* **DATA SHOWN**

________

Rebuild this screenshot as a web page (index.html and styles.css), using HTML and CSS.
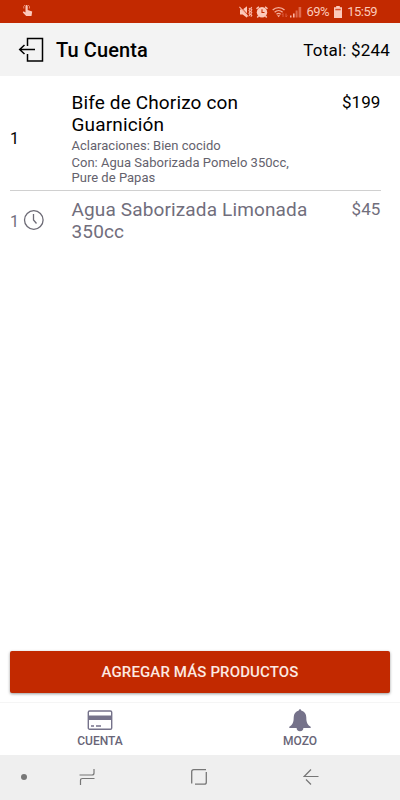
FILE: index.html
```html
<!DOCTYPE html>
<html lang="es">
<head>
  <meta charset="UTF-8">
  <meta name="viewport" content="width=device-width, initial-scale=1">
  <title>Tu Cuenta</title>
  <link rel="stylesheet" href="styles.css">
</head>
<body>
  <div class="status-bar">
    <svg class="touch-icon" width="12" height="14" viewBox="0 0 12 14">
      <path d="M3.500 2.200v6.200L1.600 7.200.8 8.400 4.200 12h5.300l.7-4.600L5.700 6V2.200a1.100 1.100 0 0 0-2.200 0z" fill="#fcc9bb"/>
      <path d="M1.800 4.500A3 3 0 0 1 3 1M6.200 1a3 3 0 0 1 1.200 3.500" fill="none" stroke="#f2a28e" stroke-width=".8"/>
    </svg>
    <div class="status-right">
      <svg class="mute-icon" width="14" height="12" viewBox="0 0 14 12">
        <path d="M1 3.500h2.700L8 .3v11.400L3.700 8.500H1z" fill="#fcc9bb"/>
        <path d="M1.300.6l8.300 9" stroke="#c22900" stroke-width="1"/>
        <path d="M.4.9l8.800 9.800M10 2l1 1.300-1 1.300 1 1.400-1 1.300 1 1.400-1 1.300M12.800 1l-1 1.400 1 1.400-1 1.400 1 1.400-1 1.400 1 1.400-1 1.300" fill="none" stroke="#fcb6a4" stroke-width="1.100"/>
      </svg>
      <svg class="alarm-icon" width="12" height="12" viewBox="0 0 12 12">
        <path d="M.5 2.800L2.900.7M11.500 2.800L9.100.7M2.500 10L1.300 11.500M9.500 10l1.200 1.500" stroke="#fcc9bb" stroke-width="1.400"/>
        <circle cx="6" cy="6.200" r="5.200" fill="#fcc9bb"/>
        <path d="M6 3.300v3.200h2.500" fill="none" stroke="#c22900" stroke-width="1.100"/>
      </svg>
      <svg class="wifi-icon" width="16" height="12" viewBox="0 0 16 12">
        <path d="M.7 4c3.300-3.300 8.500-3.300 11.800 0M2.600 6.200c2.300-2.100 5.700-2.100 8 0M4.500 8.200c1.200-1 3-1 4.200 0" fill="none" stroke="#f6b09d" stroke-width="1.300"/>
        <path d="M5 9.300h3.200l-1.600 2z" fill="#f6b09d"/>
        <path d="M11 11V7.500M9.800 9l1.200-1.500M14 7.500V11l1.200-1.500" fill="none" stroke="#dc5d3e" stroke-width="1"/>
      </svg>
      <svg class="signal-icon" width="12" height="12" viewBox="0 0 12 12">
        <path d="M0 9.500h1.500V11.500H0zM3 7.500h1.600v4H3z" fill="#fcb6a4"/>
        <path d="M5.600 4.500h2v7h-2zM8.600 1h2.600v10.500H8.600z" fill="#df6a4e"/>
      </svg>
      <span class="battery-level">69%</span>
      <svg class="battery-icon" width="8" height="12" viewBox="0 0 8 12">
        <path d="M2.200 0h3.600v1.300H8V12H0V1.300h2.200z" fill="#fcc9bb"/>
        <path d="M1.300 2.800h5.400v1.500H1.300z" fill="#d65332"/>
      </svg>
      <span class="clock">15:59</span>
    </div>
  </div>

  <div class="header">
    <svg class="exit-icon" width="26" height="26" viewBox="0 0 26 26">
      <path d="M9.500 9V1.500h15v22.500h-15V17M1.500 12.500H17M6.500 8L1.700 12.500l4.800 4.500" fill="none" stroke="#000" stroke-width="1.500"/>
    </svg>
    <h1>Tu Cuenta</h1>
    <span class="total">Total: $244</span>
  </div>

  <div class="items">
    <div class="item">
      <div class="quantity">1</div>
      <div class="detail">
        <h2>Bife de Chorizo con Guarnición</h2>
        <p class="note">Aclaraciones: Bien cocido</p>
        <p>Con: Agua Saborizada Pomelo 350cc, Pure de Papas</p>
      </div>
      <div class="price">$199</div>
    </div>
    <div class="item pending">
      <div class="quantity">
        <span>1</span>
        <svg width="22" height="22" viewBox="0 0 22 22">
          <circle cx="11.800" cy="10" r="9.300" fill="none" stroke="#6d6b76" stroke-width="1.300"/>
          <path d="M11.500 4v6l3 3.500" fill="none" stroke="#6d6b76" stroke-width="1.300"/>
        </svg>
      </div>
      <div class="detail">
        <h2>Agua Saborizada Limonada 350cc</h2>
      </div>
      <div class="price">$45</div>
    </div>
  </div>

  <button class="add-button">AGREGAR MÁS PRODUCTOS</button>

  <div class="tabs">
    <div class="tab">
      <svg width="26" height="24" viewBox="0 0 26 24">
        <rect x="1.300" y="3" width="23.400" height="18.200" rx="1.300" fill="none" stroke="#75728a" stroke-width="1.400"/>
        <path d="M1 7.500h24v4.500H1z" fill="#75728a"/>
        <path d="M4 18h3M9 18h5" stroke="#75728a" stroke-width="1.300"/>
      </svg>
      <span>CUENTA</span>
    </div>
    <div class="tab">
      <svg width="26" height="24" viewBox="0 0 26 24">
        <path d="M11.800 2.500a1.200 1.200 0 0 1 2.400 0c3.300.8 5.100 3.400 5.100 7 0 4.700 1.200 7.300 4.400 9.300v1.200H2.300v-1.200c3.200-2 4.400-4.600 4.400-9.300 0-3.600 1.800-6.200 5.100-7z" fill="#75728a"/>
        <path d="M9.600 19.800h6.800a3.400 3.400 0 0 1-6.800 0z" fill="#75728a"/>
      </svg>
      <span>MOZO</span>
    </div>
  </div>

  <div class="nav-bar">
    <span class="dot"></span>
    <svg class="recents" width="16" height="18" viewBox="0 0 16 18">
      <path d="M.5 7H13q2 0 2-2V1M15.500 10.500h-12q-2 0-2 2V17" fill="none" stroke="#777" stroke-width="1.200"/>
    </svg>
    <svg class="home" width="16" height="16" viewBox="0 0 16 16">
      <path d="M.7 14.500V2.700q0-2 2-2H15M4 15.200h9.300q2 0 2-2V3" fill="none" stroke="#777" stroke-width="1.300"/>
    </svg>
    <svg class="back" width="16" height="16" viewBox="0 0 16 16">
      <path d="M8 .5L1.200 7.500H15.500M3 10.500l5 5" fill="none" stroke="#777" stroke-width="1.200"/>
    </svg>
  </div>
</body>
</html>
```
FILE: styles.css
```css
* {
  box-sizing: border-box;
}

body {
  margin: 0;
  height: 800px;
  display: flex;
  flex-direction: column;
  font-family: Roboto, sans-serif;
  background-color: #fff;
  color: #000;
}

h1, h2, p {
  margin: 0;
}

svg {
  display: block;
  flex-shrink: 0;
}

.status-bar {
  height: 23px;
  padding: 0 23px 0 22px;
  display: flex;
  align-items: center;
  justify-content: space-between;
  background-color: #c22900;
  color: #fcc9bb;
  font-size: 13px;
  letter-spacing: -0.5px;
}

.touch-icon {
  margin-top: -1px;
}

.status-right {
  display: flex;
  align-items: center;
}

.alarm-icon {
  margin-left: 3px;
}

.wifi-icon {
  margin-left: 4px;
}

.signal-icon {
  margin-left: 2px;
}

.battery-level {
  margin-left: 4px;
}

.battery-icon {
  margin: 0 5px;
}

.header {
  height: 53px;
  padding: 0 10px 0 18px;
  display: flex;
  align-items: center;
  background-color: #f3f3f3;
}

h1 {
  margin-left: 12px;
  font-size: 20px;
  font-weight: 500;
  letter-spacing: 0.1px;
}

.total {
  margin-left: auto;
  font-size: 17px;
  letter-spacing: 0.2px;
}

.items {
  flex: 1;
  padding: 16px 19px 0 10px;
}

.item {
  display: flex;
  padding-bottom: 5px;
  border-bottom: 1px solid #d0d0d0;
}

.quantity {
  width: 61.5px;
  display: flex;
  align-items: center;
  gap: 3px;
  font-size: 16px;
}

.detail {
  width: 240px;
}

h2 {
  font-size: 19px;
  font-weight: 400;
  line-height: 22px;
  letter-spacing: 0.14px;
}

p {
  font-size: 13px;
  line-height: 15px;
  letter-spacing: 0.02px;
  color: #64626d;
}

.note {
  margin: 2px 0;
}

.price {
  margin-left: auto;
  padding-right: 0.5px;
  font-size: 17px;
  line-height: 20px;
  letter-spacing: 0.1px;
}

.pending {
  padding-top: 8px;
  border-bottom: none;
  color: #716e7c;
}

.add-button {
  height: 42px;
  margin: 0 10px 9px;
  padding: 0;
  border: none;
  border-radius: 2px;
  background-color: #c22900;
  box-shadow: 0 1px 3px rgba(0, 0, 0, 0.4);
  color: #fce9e2;
  font-family: inherit;
  font-size: 15px;
  font-weight: 500;
  letter-spacing: 0.13px;
}

.tabs {
  height: 53px;
  display: flex;
  border-top: 1px solid #f5f5f5;
}

.tab {
  flex: 1;
  display: flex;
  flex-direction: column;
  align-items: center;
  padding-top: 5px;
  color: #686577;
  font-size: 12px;
  font-weight: 500;
  line-height: 18px;
}

.nav-bar {
  height: 45px;
  padding-bottom: 1px;
  display: flex;
  align-items: center;
  background-color: #efefef;
}

.dot {
  width: 6px;
  height: 6px;
  margin-left: 21px;
  border-radius: 50%;
  background-color: #777;
}

.recents {
  margin-left: 52px;
}

.home {
  margin-left: 96px;
}

.back {
  margin-left: 96px;
}
```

________

* **AIM OF THE TASK**
Copy each line above that contains the string "styles".

* **TASK ANSWER**
Rebuild this screenshot as a web page (index.html and styles.css), using HTML and CSS.
  <link rel="stylesheet" href="styles.css">
FILE: styles.css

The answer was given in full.